Fenerbahçe BEKO, geçen sezon finalde yenerek şampiyonluğa ulaştığı Monaco’yu deplasmanda 17 sayı geriden gelip yenerken, ‘neden şampiyon olduğunu’ da irili ufaklı tüm rakiplerine hatırlatmış oldu…
Sarı-Lacivertliler, tam kadro iken dahi eksiklik hissedilen pozisyonlar olsa da, Jantunen gibi kilit bir oyuncusundan faydalanma şansı bulunmasa da ‘kendi içinde çözüm üretme’ konusunda adeta ‘çığır açtı’ dün Monaco karşısında… Oyunun akışında yaşanan aksilikler, şut yüzdesinin ‘yerlerde sürünmesi’, Tarık’ın hasta hasta oynarken verimsizliği, Baldwin ve Hall’un da işin içine girememesi gibi faktörleri baz aldığımızda coach Saras Jasikevicius’un, ‘en hassas olduğu oyun düzeni’ konusunda kendi içinde dünün özelinde yaptığı hamle ‘devrim’ gibiydi…
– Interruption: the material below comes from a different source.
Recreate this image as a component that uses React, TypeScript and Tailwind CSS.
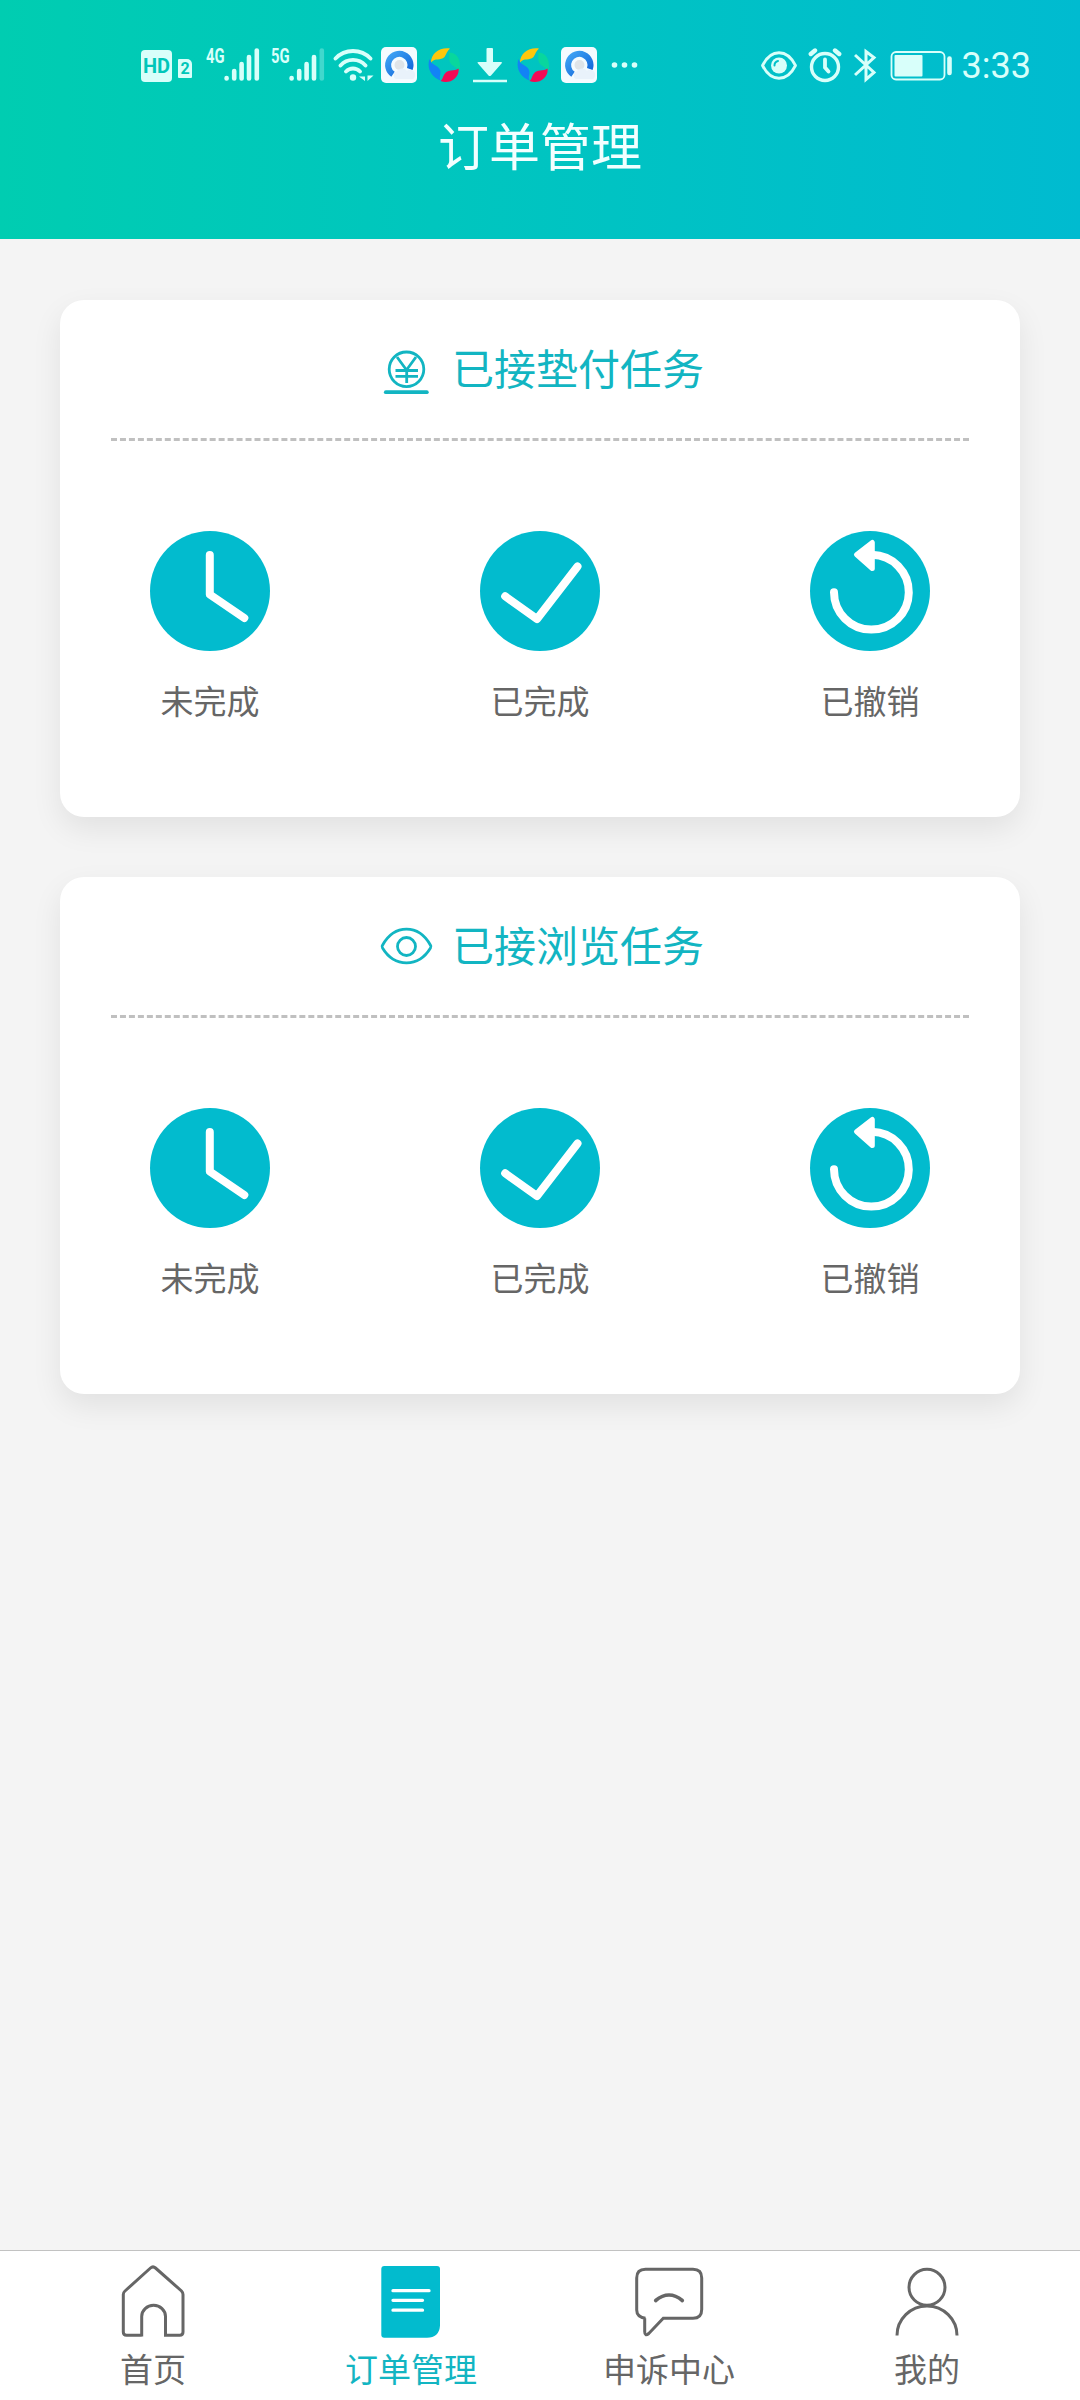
import type { ReactNode } from "react";

const CLOCK = <path d="M59.8 24V63.5L94.3 87" />;
const CHECK = <path d="M25.2 65.3L57 88L97.5 35.5" />;
const UNDO = (
  <>
    <path d="M24 61.2A37.4 37.4 0 1 0 62 23.8" />
    <path
      d="M46.5 23.7L62.3 11.5V37.5Z"
      fill="white"
      strokeWidth="5"
    />
  </>
);

const ACTIONS = [
  { label: "未完成", icon: CLOCK },
  { label: "已完成", icon: CHECK },
  { label: "已撤销", icon: UNDO },
];

function Signal({ label, weak }: { label: string; weak?: boolean }) {
  return (
    <div className="flex h-9 w-[54px]">
      <span className="w-[18px] origin-left scale-x-[0.74] font-[Roboto] text-[20px] leading-[19px] font-bold">
        {label}
      </span>
      <svg width="36" height="36" viewBox="0 0 36 36" fill="none" stroke="currentColor" strokeWidth="4.6" strokeLinecap="round">
        <path d="M2.6 31V31.5M10.2 24V31.5M17.6 17V31.5M25 10V31.5" />
        <path d="M32.8 3.5V31.5" opacity={weak ? 0.3 : 1} />
      </svg>
    </div>
  );
}

function BrowserIcon() {
  return (
    <svg width="36" height="36" viewBox="0 0 36 36">
      <defs>
        <linearGradient id="ring" x1="0" y1="0" x2="1" y2="1">
          <stop offset="0" stopColor="#3fa4f5" />
          <stop offset="1" stopColor="#1264d8" />
        </linearGradient>
      </defs>
      <rect width="36" height="36" rx="5" fill="#f4fbff" />
      <path d="M12 27.3A11.200 11.200 0 1 1 28.800 22" fill="none" stroke="url(#ring)" strokeWidth="6" />
      <circle cx="18.500" cy="18" r="5" fill="#dfe4e8" />
      <path d="M15 32a4 4 0 0 1 .5-7.500a6.500 6.500 0 0 1 10.500-.8a5 5 0 0 1 6 8.300z" fill="#e9f2fb" />
    </svg>
  );
}

function SwirlIcon() {
  return (
    <svg width="34" height="36" viewBox="0 0 34 36">
      <path d="M3 15.500C3 6 12 0 22 1.500C19 4 18.500 7 16.500 10C12.500 14 7 10.500 3 15.500Z" fill="#fdc70c" />
      <path d="M21 5.500C29 5 34 14 31.500 24C28 20 26 20 23 17C20 13 22 9 21 5.500Z" fill="#0bdc92" opacity="0.75" />
      <path d="M1.500 12C-1.500 21 3 30 12.500 33.500C10.500 30 13.500 27 12 23C10 17.500 3.500 19 1.500 12Z" fill="#1283f5" />
      <path d="M12.500 34C15 32.500 14.500 29.500 17 26.500C20.500 22 26 24.500 30.500 21.500C32 30 22 38 12.500 34Z" fill="#f30a55" />
    </svg>
  );
}

function StatusBar() {
  return (
    <div className="flex h-9 pr-[49px] pl-[141px] text-[#d8fffa]">
      <div className="mt-[3px] flex h-8 w-[31px] items-center justify-center rounded-[4px] bg-[#d8fffa] font-[Roboto] text-[20px] font-bold text-[#00c6b9]">
        HD
      </div>
      <div className="mt-[12px] ml-[6px] flex h-[19px] w-[14px] items-center justify-center rounded-[1px] rounded-tr-[5px] bg-[#d8fffa] font-[Roboto] text-[16px] font-bold text-[#00c6b9]">
        2
      </div>
      <div className="ml-[14px]">
        <Signal label="4G" />
      </div>
      <div className="ml-[11px]">
        <Signal label="5G" weak />
      </div>
      <svg className="ml-[8px]" width="41" height="36" viewBox="0 0 41 36" fill="none" stroke="currentColor" strokeWidth="3.800" strokeLinecap="round">
        <path d="M2.500 11.500C12 1.500 28 1.500 37.500 11.500M7.500 18.500C14 11 26 11 32.500 18.500M13 24.500C17 20.500 23 20.500 27 24.500" />
        <circle cx="20" cy="30.500" r="3.200" fill="currentColor" stroke="none" />
        <path d="M32 24.500V34L26 29.500H32M34.500 34V24.500V28.500H40.500L34.500 34Z" fill="currentColor" stroke="none" />
      </svg>
      <div className="ml-[7px]">
        <BrowserIcon />
      </div>
      <div className="ml-[11px]">
        <SwirlIcon />
      </div>
      <svg className="ml-[11px]" width="34" height="36" viewBox="0 0 34 36" fill="currentColor">
        <path d="M13.500 2Q13.500 1 14.500 1H19Q20 1 20 2V15H28Q30 15 28.500 16.500L18 28.500Q16.700 29.500 15.500 28.500L5 16.500Q3.500 15 5.500 15H13.500Z" />
        <path d="M0 32.800H34V35.200H0Z" />
      </svg>
      <div className="ml-[10px]">
        <SwirlIcon />
      </div>
      <div className="ml-[10px]">
        <BrowserIcon />
      </div>
      <svg className="ml-[14px]" width="28" height="36" viewBox="0 0 28 36" fill="currentColor">
        <circle cx="3.500" cy="18" r="2.800" />
        <circle cx="13.500" cy="18" r="2.800" />
        <circle cx="23.500" cy="18" r="2.800" />
      </svg>

      <div className="ml-auto flex">
        <svg width="36" height="36" viewBox="0 0 36 36" fill="none" stroke="currentColor" strokeWidth="2.800">
          <path d="M1.500 18.500C10 1.500 26 1.500 34.500 18.500C26 35.500 10 35.500 1.500 18.500Z" strokeLinejoin="round" />
          <circle cx="18" cy="18.500" r="8" fill="currentColor" stroke="none" />
          <path d="M13.500 18.500A4.500 4.500 0 0 1 17 14" stroke="#00c2c9" strokeWidth="2" strokeLinecap="round" />
        </svg>
        <svg className="ml-[11px]" width="34" height="36" viewBox="0 0 34 36" fill="none" stroke="currentColor" strokeWidth="3.400" strokeLinecap="round">
          <circle cx="17" cy="20" r="13.500" />
          <path d="M17 12.500V20.500L20.500 24.500" strokeWidth="3.800" />
          <path d="M2.800 7L7 3.500M31.200 7L27 3.500" strokeWidth="4.400" />
        </svg>
        <svg className="ml-[12px]" width="23" height="36" viewBox="0 0 23 36" fill="none" stroke="currentColor" strokeWidth="3">
          <path d="M1 8L20 25.500L12 32.500V4.500L20 10.500L1 28" />
        </svg>
        <svg className="ml-[13px]" width="63" height="36" viewBox="0 0 63 36" fill="none" stroke="currentColor">
          <rect x="1.500" y="5" width="53" height="27.500" rx="4.500" strokeWidth="1.800" />
          <rect x="4.500" y="8" width="28" height="21.500" rx="1" fill="currentColor" stroke="none" />
          <path d="M59.500 11.500V26" strokeWidth="4.600" strokeLinecap="round" />
        </svg>
        <span className="ml-[9px] font-[Roboto] text-[36px] leading-[38px]">3:33</span>
      </div>
    </div>
  );
}

function Card({ title, icon }: { title: string; icon: ReactNode }) {
  return (
    <section className="h-[517px] rounded-[24px] bg-white px-[50px] pt-10 shadow-[0_12px_30px_rgba(0,0,0,0.08)]">
      <div className="flex h-[60px] items-center justify-center gap-4 text-[42px] text-[#12b5c2]">
        <svg width="60" height="60" viewBox="0 0 60 60" fill="none" stroke="currentColor" strokeWidth="2.800">
          {icon}
        </svg>
        <h2 className="-mt-[7px]">{title}</h2>
      </div>
      <div className="mx-px mt-[38px] border-t-[3px] border-dashed border-[#c0c0c0]" />
      <div className="mt-[90px] flex justify-between px-10">
        {ACTIONS.map((action) => (
          <div key={action.label} className="flex w-[120px] flex-col items-center">
            <div className="size-[120px] rounded-full bg-[#02bbce]">
              <svg viewBox="0 0 120 120" fill="none" stroke="white" strokeWidth="8" strokeLinecap="round" strokeLinejoin="round">
                {action.icon}
              </svg>
            </div>
            <span className="mt-[29px] text-[33px] leading-10 text-[#666]">{action.label}</span>
          </div>
        ))}
      </div>
    </section>
  );
}

const TABS = [
  {
    label: "首页",
    icon: (
      <path d="M27.7 73.300H12.500Q9.300 73.300 9.300 70V32.500Q9.300 30.500 11 29L36.500 6Q39 3.800 41.500 6L67.500 29Q69 30.500 69 32.500V70Q69 73.300 65.800 73.300H51.500V54.500A11.900 11.200 0 0 0 27.700 54.500V74.500" />
    ),
  },
  {
    label: "订单管理",
    active: true,
    icon: (
      <>
        <path d="M12.300 4H65Q68 4 68 7V63.700Q67 75.700 55 75.700H12.300Q9.300 75.700 9.300 72.700V7Q9.300 4 12.300 4Z" fill="#02bbce" stroke="none" />
        <path d="M21 28.700H57M21 38.300H50.500M21 48.200H50.500" stroke="white" strokeWidth="3.300" strokeLinecap="round" />
      </>
    ),
  },
  {
    label: "申诉中心",
    icon: (
      <>
        <path d="M15.500 56.300Q6.700 55 6.700 48V16Q6.700 7.300 15.500 7.300H63Q71.700 7.300 71.700 16V47.500Q71.700 56.300 63 56.300H33.300L18.800 71.500Q14.700 75 14.700 69.500V56.300" />
        <path d="M25.700 38.500Q39 27.500 52.300 38.500" strokeWidth="3.600" strokeLinecap="round" />
      </>
    ),
  },
  {
    label: "我的",
    icon: (
      <>
        <circle cx="39" cy="25.300" r="18" />
        <path d="M9 73.500A30 29.500 0 0 1 69 73.500" />
      </>
    ),
  },
];

function App() {
  return (
    <div className="flex h-[2400px] w-[1080px] flex-col bg-[#f4f4f4] font-['Noto_Sans_CJK_SC',sans-serif]">
      <header className="h-[239px] bg-linear-to-r from-[#00cdb1] to-[#00bbd0] pt-[47px]">
        <StatusBar />
        <h1 className="mt-[29px] text-center text-[51px] leading-[64px] text-[#f2ffff]">订单管理</h1>
      </header>

      <main className="flex flex-1 flex-col gap-[60px] px-[60px] pt-[61px]">
        <Card
          title="已接垫付任务"
          icon={
            <>
              <circle cx="30.500" cy="29.300" r="17.300" />
              <path d="M21 17L30.500 30L40 17M19.500 30.500H42M19.500 36.300H42M30.700 30V43" />
              <path d="M9.800 52.200H50.800" strokeWidth="3.800" strokeLinecap="round" />
            </>
          }
        />
        <Card
          title="已接浏览任务"
          icon={
            <>
              <path d="M6.500 28.200C18.500 6.800 42.500 6.800 54.500 28.200Q55.500 29.500 54.500 31C42.500 50.800 18.500 50.800 6.500 31Q5.500 29.500 6.500 28.200Z" />
              <circle cx="30.500" cy="29.500" r="9" />
            </>
          }
        />
      </main>

      <nav className="flex h-[150px] border-t border-[#c2c2c2] bg-white px-6 pt-[11px]">
        {TABS.map((tab) => (
          <div
            key={tab.label}
            className={`flex flex-1 flex-col items-center ${tab.active ? "text-[#12b5c2]" : "text-[#666]"}`}
          >
            <svg width="78" height="78" viewBox="0 0 78 78" fill="none" stroke="currentColor" strokeWidth="3">
              {tab.icon}
            </svg>
            <span className="mt-[8px] text-[33px] leading-10">{tab.label}</span>
          </div>
        ))}
      </nav>
    </div>
  );
}

export default App;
27. dakikada fark 17 sayıya çıkıp, maç artık eksi hanesine yazılma noktasına geldiğinde ‘radikal’ bir karar aldı Saras… Ve şutların girmediği gecede en hassas olduğu konu olan ‘düzeni’ elinin tersiyle itip, oyunu, ağırlıklı olarak Horton-Tucker üzerinden bire birlere döktü Litvanyalı coach… ABD’li şutörle birlikte Baldwin ve Hall da O’nun oyunda olmadığı anlarda ‘tamamlayıcı unsur’ olarak hep bire birleri kovaladı. Tabii sadece bire birler değildi, gitmeye yüz tutan maçı geri getiren… Fenerbahçe BEKO’nun savunma sertliğinde, farkın 17 sayıya tırmandığı o 27. dakikadan (67-50) sonra ‘fabrika ayarlarına’ dönmesinin de payı büyüktü… Saras, Melli ve Birch’ü bölüm bölüm sahada tutup, maçın son bölümüne her ikisini de hem faul probleminden hem de yorgunluktan uzak tutarak girmelerini sağladı. Bu iki oyuncu da dün aldıkları süre boyunca neredeyse tek olumsuzluğa imza atmadan tamamen ‘fayda’ sağladılar Sarı-Lacivertli takıma… Birch, hücumda da müthiş enerji koydu oyuna… Tıpkı geçen sezonki finalde olduğu gibi oyunun iki yönünde de can alıcı hamleler yaptı. Melli, 17 sayıdan geri gelişin ateşini yolladığı kritik üçlükle yaptı.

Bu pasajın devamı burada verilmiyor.